Speaking as a female, I know that I didn’t freak out or anything when it happened, and it was flattering. I’d think that most women would only have a problem with a guy getting an erection from being close to them if they didn’t know him that well and probably didn’t care to - like dancing with some strange guy at a club and he starts grinding his hips into you, stuff like that. If you’re obviously “going out” or at least becoming close emotionally, most women would probably consider it natural. And heck, if the guy wasn’t at least showing some kind of a reaction after a decent makeout session, I’d be worried or even insulted.

rjung’s response is perfect, IMO.

Your too young to be worried about having “real” feelings in order to maintain a relationship. Try getting more time with her and then you might have a chance of knowing one another better. Sex is healthy… sex is good. Only making out is good too… but only when your a teenager… so having an erection is VERY normal.
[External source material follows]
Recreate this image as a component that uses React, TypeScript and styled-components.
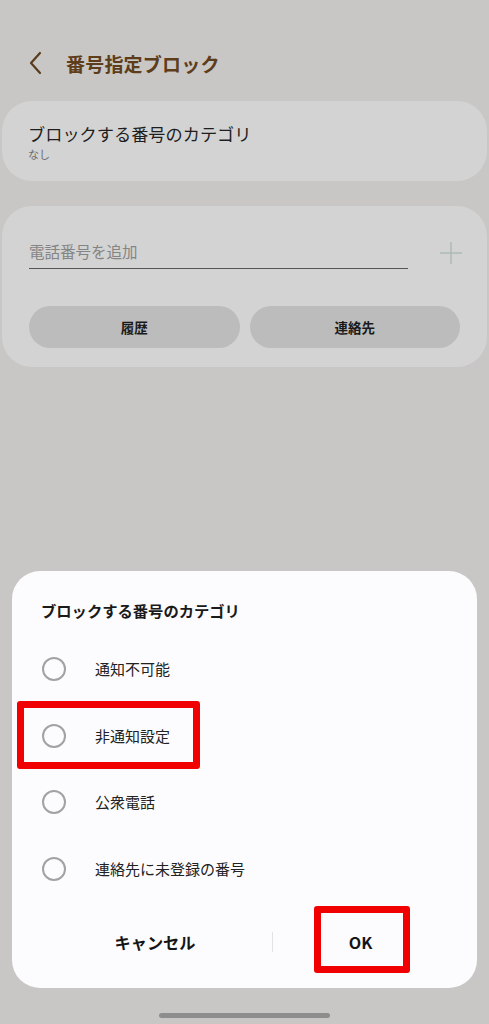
import React from "react";
import styled, { createGlobalStyle } from "styled-components";

const GlobalStyle = createGlobalStyle`
  html, body {
    margin: 0;
    padding: 0;
    background: #c9c7c5;
  }
  body {
    font-family: "Noto Sans CJK JP", "Noto Sans", Roboto, sans-serif;
  }
`;

const Screen = styled.div`
  position: relative;
  width: 489px;
  height: 1024px;
  overflow: hidden;
  background: #c9c7c5;
  display: flex;
  flex-direction: column;
`;

const Header = styled.div`
  display: flex;
  align-items: center;
  height: 40px;
  margin-top: 43px;
  padding-left: 28px;
  gap: 22px;
`;

const BackButton = styled.button`
  border: none;
  background: none;
  padding: 0;
  display: flex;
  align-items: center;
  color: #5a3c1d;
`;

const Title = styled.h1`
  margin: 0;
  font-size: 19px;
  font-weight: 700;
  color: #5e3d1a;
  letter-spacing: 0.2px;
`;

const Card = styled.div<{ $mt: number }>`
  margin: ${(p) => p.$mt}px 2px 0;
  background: #d3d3d3;
  border-radius: 30px;
`;

const CategoryCard = styled(Card)`
  height: 80px;
  padding: 20px 26px 0;
  box-sizing: border-box;
`;

const CardTitle = styled.div`
  font-size: 17.2px;
  line-height: 26px;
  color: #1e1e1e;
`;

const CardSub = styled.div`
  font-size: 11px;
  line-height: 14px;
  color: #6d6d6d;
`;

const InputCard = styled(Card)`
  height: 161px;
  padding: 30px 27px 0;
  box-sizing: border-box;
`;

const InputRow = styled.div`
  display: flex;
  align-items: center;
  gap: 31px;
`;

const InputField = styled.div`
  flex: 0 0 379px;
  height: 32px;
  border-bottom: 1.5px solid #555;
  font-size: 15.5px;
  line-height: 30px;
  color: #858585;
`;

const PlusIcon = styled.span`
  display: flex;
  color: #aebcb4;
`;

const ButtonRow = styled.div`
  display: flex;
  gap: 10px;
  margin-top: 37px;
`;

const PillButton = styled.button`
  flex: 1;
  height: 42px;
  border: none;
  border-radius: 21px;
  background: #bcbcbc;
  font-family: inherit;
  font-size: 13.5px;
  font-weight: 700;
  color: #1a1a1a;
`;

const Dialog = styled.div`
  position: absolute;
  left: 12px;
  right: 12px;
  bottom: 36px;
  background: #fcfcfe;
  border-radius: 28px;
  padding: 27px 0 21px;
  display: flex;
  flex-direction: column;
`;

const DialogTitle = styled.div`
  padding-left: 29px;
  font-size: 15.3px;
  font-weight: 700;
  line-height: 24px;
  color: #1a1a1a;
`;

const OptionList = styled.div`
  margin-top: 13px;
  display: flex;
  flex-direction: column;
`;

const Option = styled.div`
  position: relative;
  height: 66.7px;
  display: flex;
  align-items: center;
  padding-left: 30px;
  gap: 29px;
`;

const Radio = styled.span`
  width: 20px;
  height: 20px;
  border-radius: 50%;
  border: 2px solid #a2a2a2;
  box-sizing: content-box;
  margin-top: 1px;
`;

const OptionLabel = styled.span`
  font-size: 15px;
  color: #222;
`;

const Highlight = styled.span<{ $l: number; $t: number; $w: number; $h: number }>`
  position: absolute;
  left: ${(p) => p.$l}px;
  top: ${(p) => p.$t}px;
  width: ${(p) => p.$w}px;
  height: ${(p) => p.$h}px;
  border: 7px solid #f00000;
  border-radius: 3px;
  box-sizing: border-box;
  pointer-events: none;
`;

const Actions = styled.div`
  height: 50px;
  margin-top: 15px;
  padding: 0 29px 0 26px;
  display: grid;
  grid-template-columns: 234px 1px 1fr;
  align-items: center;
`;

const ActionButton = styled.button`
  position: relative;
  border: none;
  background: none;
  font-family: inherit;
  font-size: 16.2px;
  font-weight: 700;
  color: #151515;
  height: 50px;
`;

const Divider = styled.span`
  width: 1px;
  height: 20px;
  background: #e2e2e2;
`;

const HomeBar = styled.div`
  position: absolute;
  left: 159px;
  bottom: 6px;
  width: 171px;
  height: 5px;
  border-radius: 3px;
  background: #8d8d8d;
`;

const options = ["通知不可能", "非通知設定", "公衆電話", "連絡先に未登録の番号"];

export default function App() {
  return (
    <>
      <GlobalStyle />
      <Screen>
        <Header>
          <BackButton aria-label="戻る">
            <svg width="16" height="24" viewBox="0 0 16 24" fill="none">
              <path d="M12 2 L3 12 L12 22" stroke="currentColor" strokeWidth="2.2" strokeLinecap="round" strokeLinejoin="round" />
            </svg>
          </BackButton>
          <Title>番号指定ブロック</Title>
        </Header>

        <CategoryCard $mt={18}>
          <CardTitle>ブロックする番号のカテゴリ</CardTitle>
          <CardSub>なし</CardSub>
        </CategoryCard>

        <InputCard $mt={25}>
          <InputRow>
            <InputField>電話番号を追加</InputField>
            <PlusIcon>
              <svg width="24" height="24" viewBox="0 0 24 24" fill="none">
                <path d="M12 1 V23 M1 12 H23" stroke="currentColor" strokeWidth="1.5" />
              </svg>
            </PlusIcon>
          </InputRow>
          <ButtonRow>
            <PillButton>履歴</PillButton>
            <PillButton>連絡先</PillButton>
          </ButtonRow>
        </InputCard>

        <Dialog>
          <DialogTitle>ブロックする番号のカテゴリ</DialogTitle>
          <OptionList>
            {options.map((label, i) => (
              <Option key={label}>
                <Radio />
                <OptionLabel>{label}</OptionLabel>
                {i === 1 && <Highlight $l={5} $t={-1} $w={183} $h={68} />}
              </Option>
            ))}
          </OptionList>
          <Actions>
            <ActionButton>キャンセル</ActionButton>
            <Divider />
            <ActionButton>
              OK
              <Highlight $l={41} $t={-11} $w={96} $h={67} />
            </ActionButton>
          </Actions>
        </Dialog>

        <HomeBar />
      </Screen>
    </>
  );
}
Use a condom if you go beyond making out. At your age your just playing at being adults… experiment… have fun… have respect and don’t worry to much.

Umm…I’m 19 now, so I broke up with this girl over 2 years ago. And I completely disagree with your first sentence.
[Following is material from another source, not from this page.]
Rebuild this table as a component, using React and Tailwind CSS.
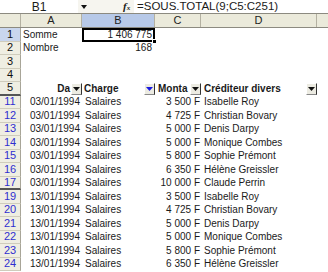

Sorry I thought you were still 16-17 :slight_smile:

Still “Real Feelings” sometimes come with some time… though meeting someone once a week doesn’t help much I agree.

I remember what I read sometime ago. Westerners have sex because they love each other… Polynesians love each other because they have sex. So don’t try to fit yourself in romantic notions ALWAYS. People sometime just need someone to cuddle with…

Well, heck, the girls you’re kissing are having reactions in the corresponding parts, too, especially if you’re doing more than just kissing. Another vote for “don’t suppress or worry, it’s all good and normal.”

Yep, you’re supposed to have a boner when you’re making out. If not then, when? If not there, where? If not you, who?

I’ll stop.

You may want to do a little pre-HDMOS positioning. Make sure the ol’ fella heads down your pant leg and not toward your waistband. You don’t want to be uncomfortable. (HDMOS-- Heavy Duty Make Out Session) But don’t sweat it, sportin’ wood is perfectly natural. Unless of course, it’s crushing the furniture in your dorm room. :stuck_out_tongue:
Wooohoooo Soapy chartered up. Good on ya!

An erection is never a problem (disclaimers about pets, children, corpses, etc., apply). Expecting me to do someting about it right that very second whether I feel so inclined or not, that’s a problem.

Making out is by its very nature erotic, and it’s pretty much standard for people of both sexes to get turned on when making out. For teenage guys, it’s pretty much a legal requirement. Near as I can tell, if a 17 yo guy doesn’t get a hard-on while making out with a pretty girl, they revoke his testicles for 90 days. The second offense, you lose 'em for six months. I think there may be a “three strikes” rule, but I was afraid to ask.

Your inexperience has nothing to do with the situation. Kissing (make-out type kissing, anyway) is even more intimate than having sex. You’re seeing someone close-up, feeling them, smelling them, tasting them, hearing them, all at the same time, and that’s arousing to most people. After nine years, it still turns me on. Hell, touching this one spot on the back of my neck still reduces me to a pile of quivering jelly. For that matter, sometimes just watching him work on something or play with the critters is enough to do it for me. Experience has nothing whatsoever to do with whether or not something turns you on.

As for accidentally (or not so accidentally, in some cases) bumping up against an erection, that’s not a problem at all. It’s always good to know someone finds you attractive, and knowing someone is turned on by you is often a turn-on in itself. Yeah, it can be a little awkward, but awkward isn’t necessarily bad. In fact, awkward can be very endearing. Trust me, saying “Sorry 'bout that, it’s just that you’re really hot,” is never going to make a woman angry. Provided you’re not going with the whole “you turned me on, so now you owe me an orgasm” thing, it’s quite simply not a problem at all.

This probably isn’t a serious issue, unless you’re, shall we say, razor-sharp. In which case you have a whole bunch of more important problems to worry about, such as learning to masturbate with a shark-handling glove.

And for the record, I’ve been married to my wife for going on six years, and I can’t help chubbing up when we kiss like that. So don’t sweat it.

I would be flattered. Just as long as you don’t start rubbing “yourself” against her in an inappropriate manner for the situation you are in I think you’ll be fine.

Another vote for - it doesn’t really matter. Like others have said, it’s flattering!